A few quotes I found striking, beginning with one from On a Stone Pillow

”Loving someone is like having a mental illness that’s not covered by health insurance,” she said, in a flat tone, like she was reciting something written on a wall.

From With The Beatles

What I find strange about growing old isn’t that I’ve gotten older. Not that the youthful me from the past has, without me realizing it, aged. What catches me off guard is, rather, how people from the same generation as me have become elderly, how all the pretty girls, the vivacious girls I used to know are now old enough to have a couple of grandkids. It’s a little disconcerting — sad, even. Though I never feel sad at the fact that I have similarly aged.

From Confessions of a Shinagawa Monkey (Corny but made me smile.)

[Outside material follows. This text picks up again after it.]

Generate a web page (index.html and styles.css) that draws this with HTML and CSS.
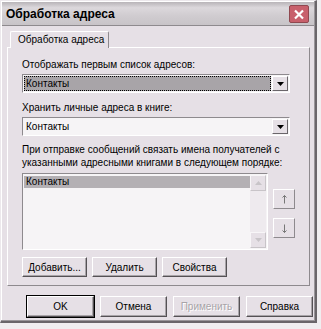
FILE: index.html
```html
<!DOCTYPE html>
<html lang="ru">
<head>
<meta charset="utf-8">
<link rel="stylesheet" href="styles.css">
</head>
<body>
<div class="window">
  <div class="titlebar">
    <span class="title">Обработка адреса</span>
    <span class="close">
      <svg width="12" height="11" viewBox="0 0 12 11"><path d="M2 1.5 L10 9.5 M10 1.5 L2 9.5" stroke="#fff" stroke-width="2.2" fill="none"/></svg>
    </span>
  </div>
  <div class="tabs">
    <div class="tab">Обработка адреса</div>
  </div>
  <div class="panel">
    <div class="label">Отображать первым список адресов:</div>
    <div class="combo">
      <div class="combo-value selected"><span>Контакты</span></div>
      <div class="combo-btn"><svg width="7" height="4" viewBox="0 0 7 4"><path d="M0 0 H7 L3.5 4 Z" fill="#000"/></svg></div>
    </div>
    <div class="label second">Хранить личные адреса в книге:</div>
    <div class="combo">
      <div class="combo-value"><span>Контакты</span></div>
      <div class="combo-btn"><svg width="7" height="4" viewBox="0 0 7 4"><path d="M0 0 H7 L3.5 4 Z" fill="#000"/></svg></div>
    </div>
    <div class="label third">При отправке сообщений связать имена получателей с<br>указанными адресными книгами в следующем порядке:</div>
    <div class="listrow">
      <div class="listbox">
        <div class="items">
          <div class="item sel">Контакты</div>
        </div>
        <div class="scrollbar">
          <div class="sb-btn"><svg width="7" height="4" viewBox="0 0 7 4"><path d="M0 4 H7 L3.5 0 Z" fill="#c8c4c8"/></svg></div>
          <div class="sb-track"></div>
          <div class="sb-btn"><svg width="7" height="4" viewBox="0 0 7 4"><path d="M0 0 H7 L3.5 4 Z" fill="#c8c4c8"/></svg></div>
        </div>
      </div>
      <div class="updown">
        <div class="ud-btn"><svg width="5" height="9" viewBox="0 0 5 9"><path d="M2.5 0.5 V8.5 M0.5 2.5 L2.5 0.5 L4.5 2.5" stroke="#777" fill="none"/></svg></div>
        <div class="ud-btn"><svg width="5" height="9" viewBox="0 0 5 9"><path d="M2.5 0.5 V8.5 M0.5 6.5 L2.5 8.5 L4.5 6.5" stroke="#777" fill="none"/></svg></div>
      </div>
    </div>
    <div class="btnrow">
      <div class="btn">Добавить...</div>
      <div class="btn">Удалить</div>
      <div class="btn">Свойства</div>
    </div>
  </div>
  <div class="footer">
    <div class="btn wide default">OK</div>
    <div class="btn wide">Отмена</div>
    <div class="btn wide disabled">Применить</div>
    <div class="btn wide">Справка</div>
  </div>
</div>
</body>
</html>
```
FILE: styles.css
```css
html, body {
  margin: 0;
  padding: 0;
  background: #f0eef0;
}
body {
  font-family: "Liberation Sans", Arial, sans-serif;
  font-size: 10px;
  color: #000;
}
.window {
  width: 314px;
  height: 320px;
  background: #e6e0e6;
  border-top: 1px solid #ece8ec;
  border-left: 1px solid #ece8ec;
  border-right: 2px solid #6a666a;
  border-bottom: 2px solid #6a666a;
  box-shadow: inset -1px -1px 0 #9a969a, inset 1px 1px 0 #fff;
  display: flex;
  flex-direction: column;
}
.titlebar {
  height: 23px;
  margin: 1px 1px 0 1px;
  background: linear-gradient(#b8b4b8 0, #dcd8dc 25%, #d0ccd0 60%, #c8c4c8 100%);
  display: flex;
  align-items: center;
  justify-content: space-between;
  padding: 0 5px 0 4px;
  border-bottom: 1px solid #8e8a8e;
}
.title {
  font-weight: bold;
  font-size: 12px;
}
.close {
  width: 18px;
  height: 16px;
  background: #c8606c;
  border: 1px solid #904850;
  border-radius: 2px;
  display: flex;
  align-items: center;
  justify-content: center;
  margin-top: 1px;
}
.tabs {
  display: flex;
  padding: 5px 0 0 9px;
}
.tab {
  width: 90px;
  height: 16px;
  border: 1px solid #fff;
  border-right: 1px solid #8e8a8e;
  border-bottom: none;
  border-radius: 2px 2px 0 0;
  padding-left: 7px;
  line-height: 16px;
  white-space: nowrap;
  background: #e6e0e6;
  position: relative;
  z-index: 1;
  margin-bottom: -1px;
}
.panel {
  margin: 0 5px 0 6px;
  height: 239px;
  border: 1px solid #fff;
  border-right: 1px solid #8e8a8e;
  border-bottom: 1px solid #8e8a8e;
  padding: 10px 0 0 14px;
  box-sizing: border-box;
  display: flex;
  flex-direction: column;
}
.label {
  line-height: 13px;
  height: 13px;
  white-space: nowrap;
}
.label.second { margin-top: 8px; }
.label.third {
  margin-top: 7px;
  height: auto;
}
.combo {
  margin-top: 3px;
  width: 268px;
  height: 19px;
  box-sizing: border-box;
  border: 1px solid #8e8a8e;
  border-right-color: #fff;
  border-bottom-color: #fff;
  background: #f6f4f6;
  display: flex;
  padding: 1px;
}
.combo-value {
  flex: 1;
  display: flex;
  align-items: center;
  padding-left: 1px;
}
.combo-value span {
  display: block;
  line-height: 13px;
  padding-left: 1px;
}
.combo-value.selected {
  background: #a8a4a8;
  outline: 1px dotted #000;
  outline-offset: -1px;
  margin-right: 1px;
}
.combo-btn {
  width: 16px;
  background: #e6e0e6;
  border: 1px solid #fff;
  border-right-color: #6a666a;
  border-bottom-color: #6a666a;
  box-sizing: border-box;
  display: flex;
  align-items: center;
  justify-content: center;
}
.listrow {
  margin-top: 4px;
  display: flex;
  gap: 5px;
}
.listbox {
  width: 246px;
  height: 77px;
  box-sizing: border-box;
  border: 1px solid #8e8a8e;
  border-right-color: #fff;
  border-bottom-color: #fff;
  background: #f6f4f6;
  display: flex;
  padding: 1px;
}
.items {
  flex: 1;
  padding-top: 1px;
}
.item {
  line-height: 12px;
  padding-left: 2px;
}
.item.sel {
  background: #b4b0b4;
}
.scrollbar {
  width: 16px;
  display: flex;
  flex-direction: column;
  background: #eeeaee;
}
.sb-btn {
  height: 16px;
  box-sizing: border-box;
  border: 1px solid #f8f6f8;
  border-right-color: #c8c4c8;
  border-bottom-color: #c8c4c8;
  background: #e6e0e6;
  display: flex;
  align-items: center;
  justify-content: center;
}
.sb-track { flex: 1; }
.updown {
  display: flex;
  flex-direction: column;
  gap: 9px;
  padding-top: 16px;
}
.ud-btn {
  width: 22px;
  height: 20px;
  box-sizing: border-box;
  border: 1px solid #fff;
  border-right-color: #8e8a8e;
  border-bottom-color: #8e8a8e;
  display: flex;
  align-items: center;
  justify-content: center;
}
.btnrow {
  margin-top: 7px;
  display: flex;
  gap: 5px;
}
.btn {
  width: 65px;
  height: 20px;
  box-sizing: border-box;
  border: 1px solid #fff;
  border-right-color: #555155;
  border-bottom-color: #555155;
  box-shadow: inset -1px -1px 0 #a8a4a8;
  display: flex;
  align-items: center;
  justify-content: center;
  line-height: 13px;
}
.footer {
  display: flex;
  gap: 6px;
  padding: 10px 0 0 26px;
}
.btn.wide {
  width: 67px;
  height: 21px;
}
.btn.default {
  outline: 1px solid #000;
  outline-offset: 0;
}
.btn.disabled {
  color: #a8a4a8;
  text-shadow: 1px 1px 0 #fff;
}
```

”How is the bath?” the monkey asked me.

“It’s very nice. Thank you,” I said. My voice reverberated densely, softly, in the steam. My voice sounded almost mythological. It didn’t sound like it came from me, but rather like an echo from the past returning from deep in the forest. And that echo was...hold on a second. What was a 
monkey doing here? And why is he speaking in a human language?

And this from Carnaval demonstrates a lovely ending (but I want to add that most stories weren’t tied up quite so neatly).

These were both nothing more than a pair of minor incidents that happened in my trivial little life. Short side trips along the way. Even if they hadn’t happened, I doubt my life would have wound up much different from what it is now. But still, these memories return to me sometimes, traveling down a very long passageway to arrive. And when they do, their unexpected power shakes me to the core. Like an autumn wind that gusts at night, swirling fallen leaves in a forest, flattening the pampas grass in fields, and pounding hard on the doors to people’s homes, over and over again.